**SET PROBLEM**
Write out the material again word for word, dropping any images it holds.

___

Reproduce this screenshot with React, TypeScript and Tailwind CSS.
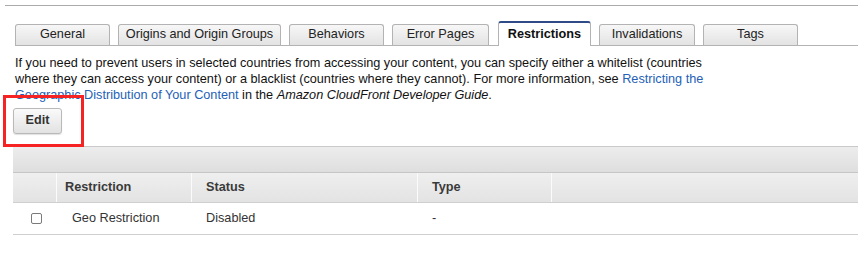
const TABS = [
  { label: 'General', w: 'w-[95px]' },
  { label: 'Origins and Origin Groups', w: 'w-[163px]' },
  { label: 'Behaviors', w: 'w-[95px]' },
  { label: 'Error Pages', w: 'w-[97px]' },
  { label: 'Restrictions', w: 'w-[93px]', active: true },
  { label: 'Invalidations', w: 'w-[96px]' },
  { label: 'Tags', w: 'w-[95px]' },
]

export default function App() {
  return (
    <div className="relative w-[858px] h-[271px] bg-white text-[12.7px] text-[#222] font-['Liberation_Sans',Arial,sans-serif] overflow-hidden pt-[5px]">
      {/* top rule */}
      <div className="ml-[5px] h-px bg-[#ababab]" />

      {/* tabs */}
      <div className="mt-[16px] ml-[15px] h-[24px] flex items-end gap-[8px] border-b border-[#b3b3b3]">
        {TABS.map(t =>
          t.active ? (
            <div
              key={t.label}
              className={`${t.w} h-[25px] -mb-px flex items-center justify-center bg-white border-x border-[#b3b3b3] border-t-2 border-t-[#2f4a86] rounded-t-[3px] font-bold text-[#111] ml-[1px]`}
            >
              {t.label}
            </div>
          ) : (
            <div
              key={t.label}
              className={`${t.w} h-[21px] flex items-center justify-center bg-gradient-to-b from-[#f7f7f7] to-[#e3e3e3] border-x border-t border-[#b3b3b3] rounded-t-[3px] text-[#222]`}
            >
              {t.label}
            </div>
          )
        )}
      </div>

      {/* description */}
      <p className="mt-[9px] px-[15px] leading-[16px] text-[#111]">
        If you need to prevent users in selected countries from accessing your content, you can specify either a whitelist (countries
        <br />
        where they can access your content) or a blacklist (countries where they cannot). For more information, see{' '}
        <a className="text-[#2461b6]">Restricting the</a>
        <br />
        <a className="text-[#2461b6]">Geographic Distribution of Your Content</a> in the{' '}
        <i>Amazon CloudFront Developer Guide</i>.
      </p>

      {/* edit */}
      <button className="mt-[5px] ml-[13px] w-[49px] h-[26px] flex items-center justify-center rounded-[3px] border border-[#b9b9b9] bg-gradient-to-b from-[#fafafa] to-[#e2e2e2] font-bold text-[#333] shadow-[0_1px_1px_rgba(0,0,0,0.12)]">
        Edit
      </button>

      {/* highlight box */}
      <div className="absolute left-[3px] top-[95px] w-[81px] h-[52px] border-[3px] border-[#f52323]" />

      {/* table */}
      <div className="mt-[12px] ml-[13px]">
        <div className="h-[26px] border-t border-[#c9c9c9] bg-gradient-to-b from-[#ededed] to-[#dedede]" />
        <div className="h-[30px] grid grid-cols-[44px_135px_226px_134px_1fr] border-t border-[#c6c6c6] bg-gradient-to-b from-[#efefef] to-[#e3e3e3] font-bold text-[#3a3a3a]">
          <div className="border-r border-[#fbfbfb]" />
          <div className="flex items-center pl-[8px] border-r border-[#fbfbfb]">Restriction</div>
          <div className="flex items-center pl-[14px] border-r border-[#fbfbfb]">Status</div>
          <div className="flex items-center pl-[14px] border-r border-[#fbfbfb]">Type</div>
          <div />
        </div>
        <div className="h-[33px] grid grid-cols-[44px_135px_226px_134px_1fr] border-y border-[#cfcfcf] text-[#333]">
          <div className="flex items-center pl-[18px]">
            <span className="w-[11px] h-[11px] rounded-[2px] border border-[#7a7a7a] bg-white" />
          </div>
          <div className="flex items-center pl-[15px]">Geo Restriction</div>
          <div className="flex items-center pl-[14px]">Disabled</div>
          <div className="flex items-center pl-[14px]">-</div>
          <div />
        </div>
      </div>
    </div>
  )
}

___

**ANSWER FOR THIS EXERCISE**
Reproduce this screenshot with React, TypeScript and Tailwind CSS.
const TABS = [
  { label: 'General', w: 'w-[95px]' },
  { label: 'Origins and Origin Groups', w: 'w-[163px]' },
  { label: 'Behaviors', w: 'w-[95px]' },
  { label: 'Error Pages', w: 'w-[97px]' },
  { label: 'Restrictions', w: 'w-[93px]', active: true },
  { label: 'Invalidations', w: 'w-[96px]' },
  { label: 'Tags', w: 'w-[95px]' },
]

export default function App() {
  return (
    <div className="relative w-[858px] h-[271px] bg-white text-[12.7px] text-[#222] font-['Liberation_Sans',Arial,sans-serif] overflow-hidden pt-[5px]">
      {/* top rule */}
      <div className="ml-[5px] h-px bg-[#ababab]" />

      {/* tabs */}
      <div className="mt-[16px] ml-[15px] h-[24px] flex items-end gap-[8px] border-b border-[#b3b3b3]">
        {TABS.map(t =>
          t.active ? (
            <div
              key={t.label}
              className={`${t.w} h-[25px] -mb-px flex items-center justify-center bg-white border-x border-[#b3b3b3] border-t-2 border-t-[#2f4a86] rounded-t-[3px] font-bold text-[#111] ml-[1px]`}
            >
              {t.label}
            </div>
          ) : (
            <div
              key={t.label}
              className={`${t.w} h-[21px] flex items-center justify-center bg-gradient-to-b from-[#f7f7f7] to-[#e3e3e3] border-x border-t border-[#b3b3b3] rounded-t-[3px] text-[#222]`}
            >
              {t.label}
            </div>
          )
        )}
      </div>

      {/* description */}
      <p className="mt-[9px] px-[15px] leading-[16px] text-[#111]">
        If you need to prevent users in selected countries from accessing your content, you can specify either a whitelist (countries
        <br />
        where they can access your content) or a blacklist (countries where they cannot). For more information, see{' '}
        <a className="text-[#2461b6]">Restricting the</a>
        <br />
        <a className="text-[#2461b6]">Geographic Distribution of Your Content</a> in the{' '}
        <i>Amazon CloudFront Developer Guide</i>.
      </p>

      {/* edit */}
      <button className="mt-[5px] ml-[13px] w-[49px] h-[26px] flex items-center justify-center rounded-[3px] border border-[#b9b9b9] bg-gradient-to-b from-[#fafafa] to-[#e2e2e2] font-bold text-[#333] shadow-[0_1px_1px_rgba(0,0,0,0.12)]">
        Edit
      </button>

      {/* highlight box */}
      <div className="absolute left-[3px] top-[95px] w-[81px] h-[52px] border-[3px] border-[#f52323]" />

      {/* table */}
      <div className="mt-[12px] ml-[13px]">
        <div className="h-[26px] border-t border-[#c9c9c9] bg-gradient-to-b from-[#ededed] to-[#dedede]" />
        <div className="h-[30px] grid grid-cols-[44px_135px_226px_134px_1fr] border-t border-[#c6c6c6] bg-gradient-to-b from-[#efefef] to-[#e3e3e3] font-bold text-[#3a3a3a]">
          <div className="border-r border-[#fbfbfb]" />
          <div className="flex items-center pl-[8px] border-r border-[#fbfbfb]">Restriction</div>
          <div className="flex items-center pl-[14px] border-r border-[#fbfbfb]">Status</div>
          <div className="flex items-center pl-[14px] border-r border-[#fbfbfb]">Type</div>
          <div />
        </div>
        <div className="h-[33px] grid grid-cols-[44px_135px_226px_134px_1fr] border-y border-[#cfcfcf] text-[#333]">
          <div className="flex items-center pl-[18px]">
            <span className="w-[11px] h-[11px] rounded-[2px] border border-[#7a7a7a] bg-white" />
          </div>
          <div className="flex items-center pl-[15px]">Geo Restriction</div>
          <div className="flex items-center pl-[14px]">Disabled</div>
          <div className="flex items-center pl-[14px]">-</div>
          <div />
        </div>
      </div>
    </div>
  )
}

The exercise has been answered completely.